If we go back to our previous example of the authorization request. We can read in Section 5.1 OpenID for Verifiable Presentations via Redirects

Signed Authorization Requests MUST be used by utilizing JWT-Secured Authorization Request (JAR) [RFC9101] with the request_uri parameter.

And in Section 5.2 OpenID for Verifiable Presentations via W3C Digital Credentials API

The Wallet MUST support both signed and unsigned requests as defined in Annex A.3.1 and A.3.2 of [OIDF.OID4VP]. The Verifier MAY support signed requests, unsigned requests, or both.

As an implementor, this is now clear. The selection has been made and each side knows what they have to support. Testing can begin!

So, when two parties say that they support HAIP’s OpenID for Verifiable Presentations via the W3C Digital Credentials API using ISO Mobile Documents, that is something where technical interoperability can and should be achieved. It provides a much narrower scope and limits the amount of permutations that are possible when “just” considering OpenID4VP. It links everything together.

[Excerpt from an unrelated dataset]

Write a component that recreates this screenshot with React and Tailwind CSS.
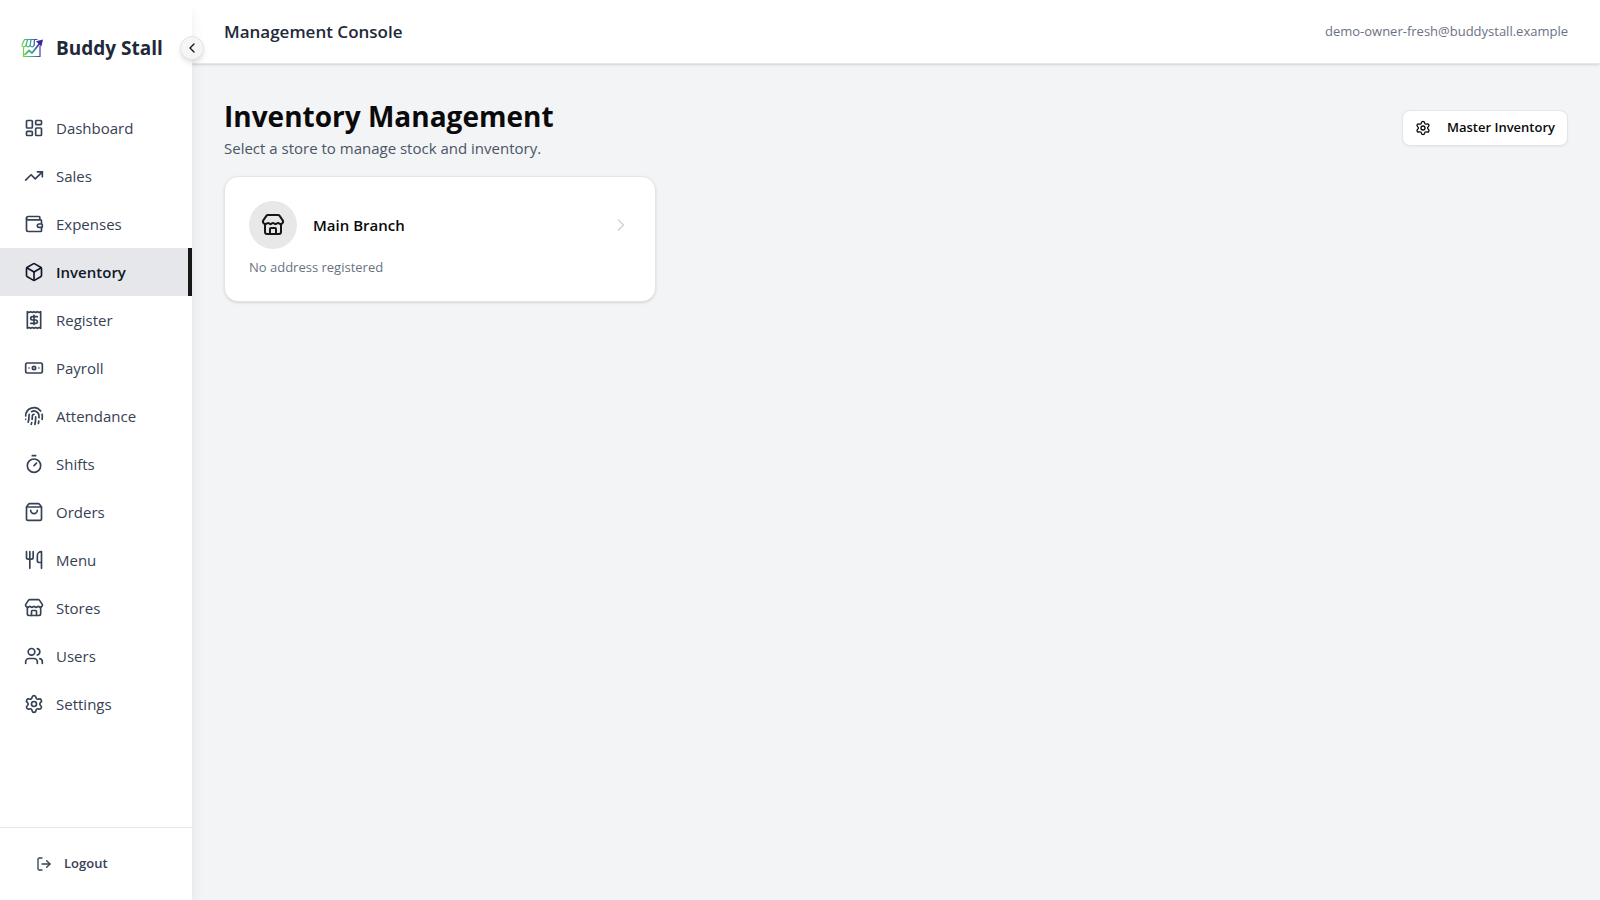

Conclusion: From Menu to Interoperability #

In the end, that’s the whole point of a profile: it takes the sprawling à-la-carte menu of a standard and turns it into something everyone at the table can actually enjoy together. By narrowing the choices, profiles such as HAIP or FAPI 2.0, remove ambiguity, reduce combinatorial madness, and give implementors a shared target. With that, interoperability stops being an aspiration and becomes something you can realistically test, verify, and deliver.